Written exercise:
From the listing below, return each line that includes "page".

Source excerpt:
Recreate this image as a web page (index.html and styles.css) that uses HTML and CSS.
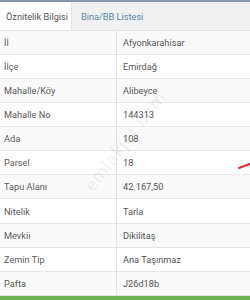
FILE: index.html
```html
<!DOCTYPE html>
<html lang="tr">
<head>
<meta charset="utf-8">
<link rel="stylesheet" href="styles.css">
</head>
<body>
<div class="page">
  <div class="topline"></div>
  <div class="tabs">
    <div class="tab active">Öznitelik Bilgisi</div>
    <div class="tab link">Bina/BB Listesi</div>
  </div>
  <div class="table">
    <div class="row"><div class="k">İl</div><div class="v">Afyonkarahisar</div></div>
    <div class="row"><div class="k">İlçe</div><div class="v">Emirdağ</div></div>
    <div class="row"><div class="k">Mahalle/Köy</div><div class="v">Alibeyce</div></div>
    <div class="row"><div class="k">Mahalle No</div><div class="v">144313</div></div>
    <div class="row"><div class="k">Ada</div><div class="v">108</div></div>
    <div class="row"><div class="k">Parsel</div><div class="v">18</div></div>
    <div class="row"><div class="k">Tapu Alanı</div><div class="v">42.167,50</div></div>
    <div class="row"><div class="k">Nitelik</div><div class="v">Tarla</div></div>
    <div class="row"><div class="k">Mevkii</div><div class="v">Dikilitaş</div></div>
    <div class="row"><div class="k">Zemin Tip</div><div class="v">Ana Taşınmaz</div></div>
    <div class="row"><div class="k">Pafta</div><div class="v">J26d18b</div></div>
  </div>
  <div class="greenbar"></div>
  <div class="watermark">emlakjet.com</div>
  <svg class="redmark" width="14" height="8" viewBox="0 0 14 8"><path d="M1 6 L5 4.5 L13 1.5" stroke="#d9302c" stroke-width="2" fill="none" stroke-linecap="round"/></svg>
</div>
</body>
</html>
```
FILE: styles.css
```css
html, body {
  margin: 0;
  padding: 0;
  background: #ffffff;
}
.page {
  position: relative;
  width: 250px;
  height: 300px;
  overflow: hidden;
  font-family: Roboto, "Liberation Sans", sans-serif;
  font-size: 9.2px;
  color: #5a5a5a;
}
.topline {
  height: 2px;
  background: #8796ab;
}
.tabs {
  display: flex;
  height: 28px;
  background: #f1f1f1;
}
.tab {
  display: flex;
  align-items: center;
  white-space: nowrap;
}
.tab.active {
  padding: 0 3px 0 6px;
  background: #ffffff;
  border-right: 1px solid #e2e2e2;
  color: #555;
}
.tab.link {
  color: #5585b5;
  padding-left: 9px;
}
.table {
  border-top: 1px solid #e3e3e3;
}
.row {
  display: grid;
  grid-template-columns: 117px 1fr;
  height: 23px;
  border-bottom: 1px solid #e6e6e6;
  background: #fafafa;
}
.row:nth-child(even) {
  background: #ffffff;
}
.row:nth-child(8) {
  height: 24px;
}
.k, .v {
  display: flex;
  align-items: center;
  padding-left: 4px;
}
.k {
  border-right: 1px solid #e3e3e3;
  color: #5a5a5a;
}
.v {
  padding-left: 6px;
  color: #555;
}
.greenbar {
  height: 6px;
  background: #6cb254;
}
.watermark {
  position: absolute;
  left: 66px;
  top: 133px;
  width: 116px;
  text-align: center;
  font-size: 18px;
  line-height: 20px;
  color: rgba(0, 0, 0, 0.08);
  transform: rotate(-52deg);
  white-space: nowrap;
  letter-spacing: 1px;
}
.redmark {
  position: absolute;
  left: 238px;
  top: 162px;
}
```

Finished answer:
Recreate this image as a web page (index.html and styles.css) that uses HTML and CSS.
<div class="page">
.page {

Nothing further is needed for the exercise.